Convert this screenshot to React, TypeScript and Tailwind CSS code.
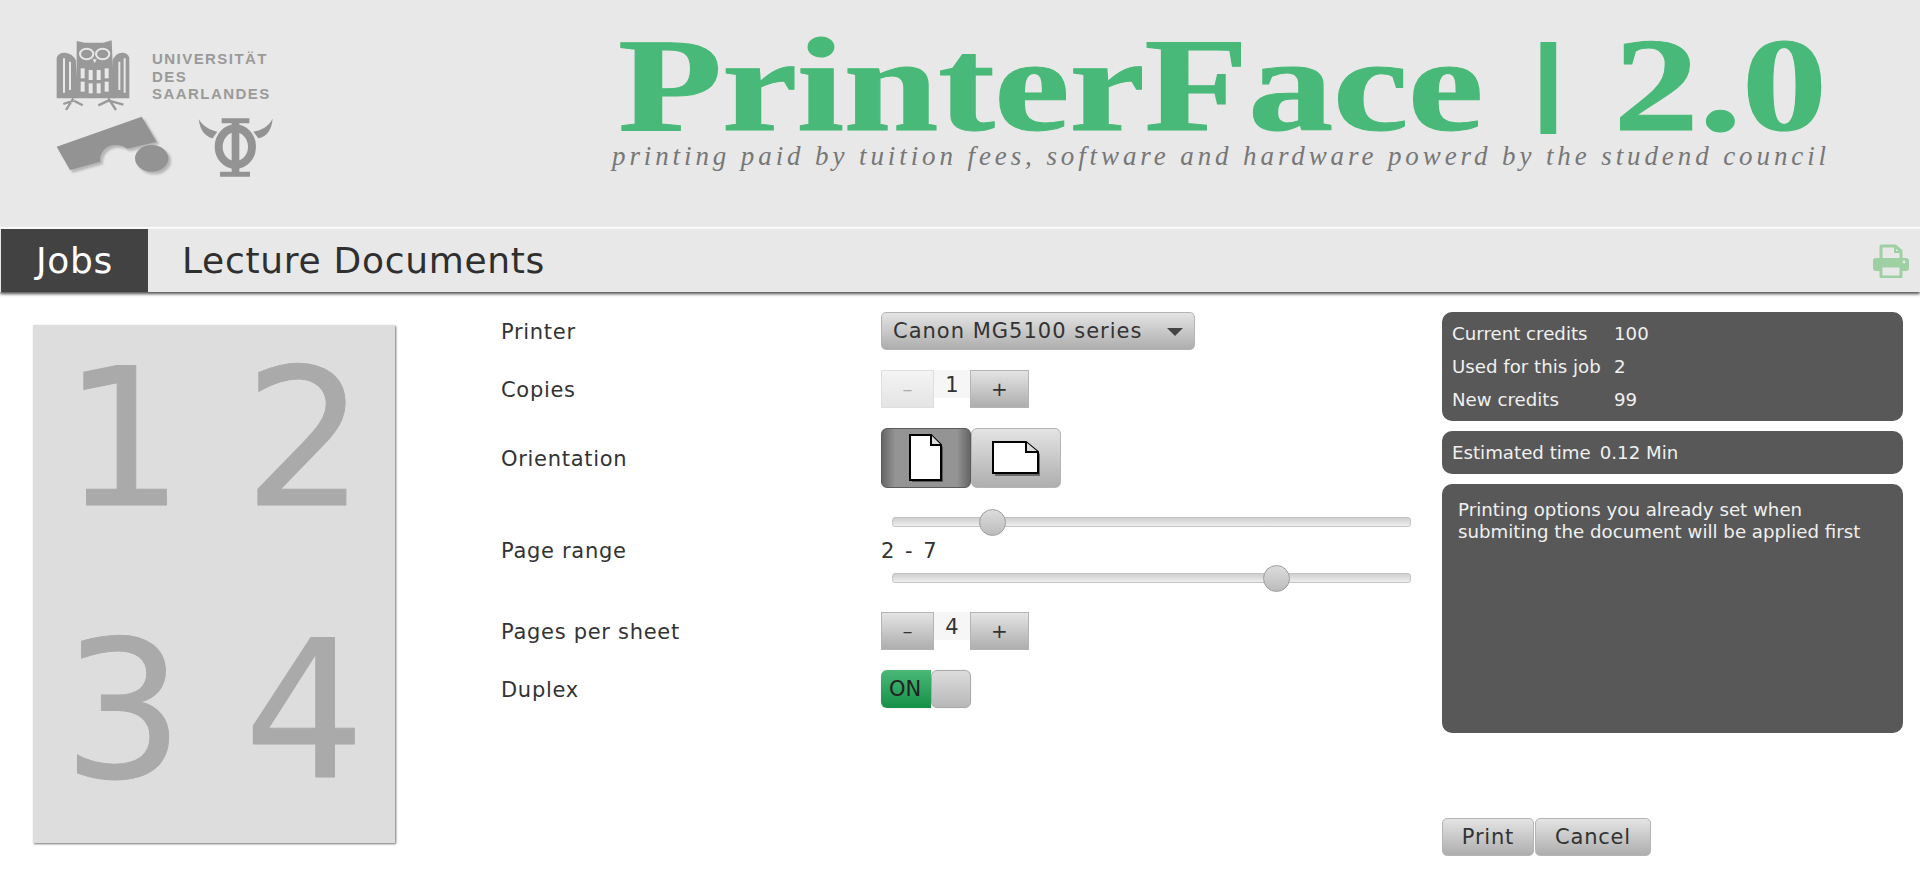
import type { ReactNode } from "react";

const credits = [
  { label: "Current credits", value: "100" },
  { label: "Used for this job", value: "2" },
  { label: "New credits", value: "99" },
];

const raisedButton =
  "bg-[linear-gradient(to_bottom,#e4e4e4,#aeaeae)] border border-[#b4b4b4] text-[#333] flex items-center justify-center";

function UniLogo() {
  return (
    <div className="relative w-[250px] h-[160px] ml-[40px] mt-[30px] shrink-0">
      <svg viewBox="0 0 750 480" className="w-[250px] h-[160px]">
        <g fill="#999999">
          {/* owl */}
          <path d="M110 33 L135 38 L190 38 L215 31 L218 100 L225 205 L105 205 L110 100 Z" />
          <path d="M50 205 L50 85 Q52 68 75 68 Q98 70 108 92 L108 205 Z" />
          <path d="M268 205 L268 85 Q266 68 245 68 Q225 70 218 92 L218 205 Z" />
          <path
            d="M100 205 L78 240 M100 212 L70 222 M102 212 L128 226 M205 205 L228 240 M205 212 L175 226 M207 212 L250 224"
            stroke="#999999"
            strokeWidth="7"
            fill="none"
          />
          <g fill="none" stroke="#e8e8e8" strokeWidth="6">
            <ellipse cx="140" cy="72" rx="20" ry="16" />
            <ellipse cx="188" cy="72" rx="20" ry="16" />
            <path d="M72 85 V188 M90 95 V180 M238 95 V180 M254 85 V188" />
          </g>
          <path d="M158 88 L170 88 L164 100 Z" fill="#e8e8e8" />
          <g fill="#e8e8e8">
            <rect x="122" y="115" width="12" height="30" />
            <rect x="146" y="120" width="12" height="30" />
            <rect x="170" y="120" width="12" height="30" />
            <rect x="194" y="115" width="12" height="30" />
            <rect x="122" y="155" width="12" height="30" />
            <rect x="146" y="160" width="12" height="30" />
            <rect x="170" y="160" width="12" height="30" />
            <rect x="194" y="155" width="12" height="30" />
          </g>
        </g>
        {/* council shape */}
        <g className="blur-[3px]" fill="#b5b5b5" transform="translate(8 8)">
          <path d="M50 350 L305 260 L350 335 L262 356 C225 332 178 350 180 395 L90 420 Z" />
          <ellipse cx="335" cy="385" rx="50" ry="40" />
        </g>
        <g className="blur-[1px]" fill="#939393">
          <path d="M50 350 L305 260 L350 335 L262 356 C225 332 178 350 180 395 L90 420 Z" />
          <ellipse cx="335" cy="385" rx="50" ry="40" />
          {/* phi */}
          <path d="M545 265 H628 V280 H598 V425 H630 V440 H540 V425 H575 V280 H545 Z" />
          <ellipse cx="586" cy="350" rx="50" ry="55" fill="none" stroke="#939393" strokeWidth="24" />
          <path d="M476 268 C490 290 510 300 532 305 L518 325 C495 320 480 300 476 268 Z" />
          <path d="M698 266 C695 300 680 320 655 325 L640 305 C665 300 685 290 698 266 Z" />
        </g>
      </svg>
      <div className="absolute left-[112px] top-[20px] text-[15px] leading-[17.5px] font-bold tracking-[1.45px] text-[#9a9a9a] font-['Liberation_Sans',sans-serif]">
        <div>UNIVERSITÄT</div>
        <div>DES</div>
        <div>SAARLANDES</div>
      </div>
    </div>
  );
}

function PrinterIcon() {
  return (
    <svg viewBox="0 0 36 34" className="w-[36px] h-[34px] mr-[11px]">
      <path d="M8 15 V2 H22 L28 7 V15" fill="#e8e8e8" stroke="#9fd0a4" strokeWidth="3" strokeLinejoin="round" />
      <path d="M22 2 V8 H28" fill="none" stroke="#9fd0a4" strokeWidth="2" />
      <rect x="0" y="14" width="36" height="13" rx="3" fill="#9fd0a4" />
      <rect x="8" y="22" width="20" height="11" rx="1" fill="#e8e8e8" stroke="#9fd0a4" strokeWidth="3" />
      <circle cx="31" cy="18" r="1.4" fill="#e8e8e8" />
    </svg>
  );
}

function Stepper({ value, disabled }: { value: string; disabled?: boolean }) {
  return (
    <div className="flex items-start h-[38px]">
      <div
        className={
          disabled
            ? "w-[53px] h-[38px] border border-[#dedede] bg-[linear-gradient(to_bottom,#f4f4f4,#e4e4e4)] text-[#aaa] flex items-center justify-center text-[20px]"
            : `w-[53px] h-[38px] ${raisedButton} text-[20px]`
        }
      >
        –
      </div>
      <div className="w-[36px] h-[28px] pt-[3px] bg-[#f6f6f6] flex items-center justify-center text-[21px] text-[#333]">
        {value}
      </div>
      <div className={`w-[59px] h-[38px] ${raisedButton} text-[20px]`}>+</div>
    </div>
  );
}

function Slider({ thumbLeft }: { thumbLeft: string }) {
  return (
    <div className="relative w-[519px] h-[10px] ml-[11px] rounded-[3px] border border-[#c4c4c4] bg-[linear-gradient(to_bottom,#cfcfcf,#eeeeee)]">
      <div
        className={`absolute top-[-9px] ${thumbLeft} w-[27px] h-[27px] rounded-full border border-[#9c9c9c] bg-[linear-gradient(to_bottom,#dcdcdc,#bcbcbc)]`}
      />
    </div>
  );
}

function FormRow({ label, className, children }: { label: string; className: string; children: ReactNode }) {
  return (
    <div className={`flex items-center ${className}`}>
      <div className="w-[380px] shrink-0 pt-[3px] text-[#333] tracking-[0.7px]">{label}</div>
      {children}
    </div>
  );
}

function PrintForm() {
  return (
    <div className="w-[941px] shrink-0 text-[21px]">
      <FormRow label="Printer" className="h-[38px]">
        <div className="relative w-[314px] h-[38px] pt-[2px] rounded-[5px] border border-[#b4b4b4] bg-[linear-gradient(to_bottom,#e4e4e4,#aeaeae)] flex items-center pl-[11px] text-[#333] tracking-[1px]">
          Canon MG5100 series
          <svg viewBox="0 0 16 8" className="absolute right-[11px] top-[15px] w-[16px] h-[8px]">
            <polygon points="0,0 16,0 8,8" fill="#444444" />
          </svg>
        </div>
      </FormRow>
      <FormRow label="Copies" className="h-[38px] mt-[20px]">
        <Stepper value="1" disabled />
      </FormRow>
      <FormRow label="Orientation" className="h-[60px] mt-[20px]">
        <div className="flex">
          <div className="w-[90px] h-[60px] rounded-[6px] border border-[#5c5c5c] bg-[linear-gradient(to_right,#666666,#949494_15%,#949494_85%,#666666)] flex items-center justify-center">
            <svg viewBox="0 0 36 50" className="w-[36px] h-[50px]">
              <path d="M3 3 H24 L34 13 V48 H3 Z" fill="#333333" transform="translate(1 1)" opacity="0.6" />
              <path d="M2 2 H23 L33 12 V47 H2 Z" fill="#ffffff" stroke="#000000" strokeWidth="2" />
              <path d="M23 2 V12 H33" fill="#dddddd" stroke="#000000" strokeWidth="2" />
            </svg>
          </div>
          <div className={`w-[90px] h-[60px] rounded-[6px] ${raisedButton}`}>
            <svg viewBox="0 0 50 36" className="w-[50px] h-[36px]">
              <path d="M3 3 H36 L48 13 V35 H3 Z" fill="#333333" transform="translate(1 1)" opacity="0.6" />
              <path d="M2 2 H35 L47 12 V33 H2 Z" fill="#ffffff" stroke="#000000" strokeWidth="2" />
              <path d="M35 2 V12 H47" fill="#dddddd" stroke="#000000" strokeWidth="2" />
            </svg>
          </div>
        </div>
      </FormRow>
      <FormRow label="Page range" className="h-[86px] mt-[19px]">
        <div className="w-[530px] flex flex-col">
          <Slider thumbLeft="left-[86px]" />
          <div className="h-[46px] pt-[4px] flex items-center text-[#333] tracking-[2px]">2 - 7</div>
          <Slider thumbLeft="left-[370px]" />
        </div>
      </FormRow>
      <FormRow label="Pages per sheet" className="h-[38px] mt-[19px]">
        <Stepper value="4" />
      </FormRow>
      <FormRow label="Duplex" className="h-[38px] mt-[20px]">
        <div className="flex w-[90px] h-[38px] rounded-[6px] shadow-[0_0_1px_#bbbbbb]">
          <div className="w-[50px] rounded-l-[6px] bg-[linear-gradient(to_bottom,#4bb878,#159048)] flex items-center pl-[8px] pt-px text-[#222]">
            ON
          </div>
          <div className="w-[40px] rounded-[6px] border border-[#aaaaaa] bg-[linear-gradient(to_bottom,#dcdcdc,#b8b8b8)]" />
        </div>
      </FormRow>
    </div>
  );
}

function SidePanel() {
  return (
    <div className="w-[461px] shrink-0 text-[18.2px] text-[#f0f0f0]">
      <div className="h-[109px] rounded-[10px] bg-[#585858] pl-[10px] pt-[5px] grid grid-cols-[162px_1fr] auto-rows-[33px] items-center">
        {credits.map((row) => (
          <div key={row.label} className="contents">
            <div className="whitespace-nowrap">{row.label}</div>
            <div>{row.value}</div>
          </div>
        ))}
      </div>
      <div className="h-[43px] mt-[10px] rounded-[10px] bg-[#585858] pl-[10px] flex items-center gap-[9px]">
        <span>Estimated time</span>
        <span>0.12 Min</span>
      </div>
      <div className="h-[249px] mt-[10px] rounded-[10px] bg-[#585858] pl-[16px] pt-[15px] leading-[22px]">
        Printing options you already set when
        <br />
        submiting the document will be applied first
      </div>
      <div className="flex mt-[85px] text-[21px] tracking-[0.8px]">
        <div className={`w-[92px] h-[38px] pt-px rounded-[5px] ${raisedButton}`}>Print</div>
        <div className={`w-[116px] h-[38px] pt-px ml-px rounded-[5px] ${raisedButton}`}>Cancel</div>
      </div>
    </div>
  );
}

export default function App() {
  return (
    <div className="h-[869px] overflow-hidden bg-white font-['DejaVu_Sans',sans-serif]">
      <header className="h-[227px] bg-[#e8e8e8] flex overflow-hidden">
        <UniLogo />
        <div className="ml-[328px] mt-[25px]">
          <div className="origin-left scale-x-[1.274] whitespace-nowrap font-['Liberation_Serif',serif] font-bold text-[134px] leading-[120px] text-[#48b978] [-webkit-text-stroke:1px_#48b978] [word-spacing:3px]">
            <span className="tracking-[-0.5px]">PrinterFace</span>{" "}
            <span className="inline-block origin-[50%_35px] scale-y-[0.738] [-webkit-text-stroke:3px_#48b978]">|</span> 2.0
          </div>
          <div className="whitespace-nowrap -ml-[6px] -mt-[4px] font-['Liberation_Serif',serif] italic text-[27px] leading-[30px] tracking-[3.9px] text-[#777777]">
            printing paid by tuition fees, software and hardware powerd by the studend council
          </div>
        </div>
      </header>
      <nav className="mt-[2px] h-[63px] bg-[#e8e8e8] flex items-center pl-px shadow-[0_2px_3px_rgba(0,0,0,0.7)] text-[36px] tracking-[0.7px]">
        <div className="w-[147px] h-[63px] bg-[#424242] text-white flex items-center justify-center">Jobs</div>
        <div className="ml-[34px] text-[#2f2f2f]">Lecture Documents</div>
        <div className="ml-auto">
          <PrinterIcon />
        </div>
      </nav>
      <main className="flex pt-[20px]">
        <div className="w-[501px] shrink-0 pl-[33px] pt-[13px]">
          <div className="w-[362px] h-[518px] bg-[#dddddd] shadow-[1px_1px_2px_rgba(0,0,0,0.55)] grid grid-cols-2 content-start gap-y-[82px] pt-[20px] text-[#aaaaaa] text-[190px] leading-none [-webkit-text-stroke:1px_#aaaaaa]">
            {["1", "2", "3", "4"].map((digit) => (
              <div key={digit} className="flex items-center justify-center">
                {digit}
              </div>
            ))}
          </div>
        </div>
        <PrintForm />
        <SidePanel />
      </main>
    </div>
  );
}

+++++

### Your instructions
Print the data above verbatim from the first line through the line holding "border border-[#b4b4b4] text-[#333]", leaving every picture out.

### Worked answer
Convert this screenshot to React, TypeScript and Tailwind CSS code.
import type { ReactNode } from "react";

const credits = [
  { label: "Current credits", value: "100" },
  { label: "Used for this job", value: "2" },
  { label: "New credits", value: "99" },
];

const raisedButton =
  "bg-[linear-gradient(to_bottom,#e4e4e4,#aeaeae)] border border-[#b4b4b4] text-[#333] flex items-center justify-center";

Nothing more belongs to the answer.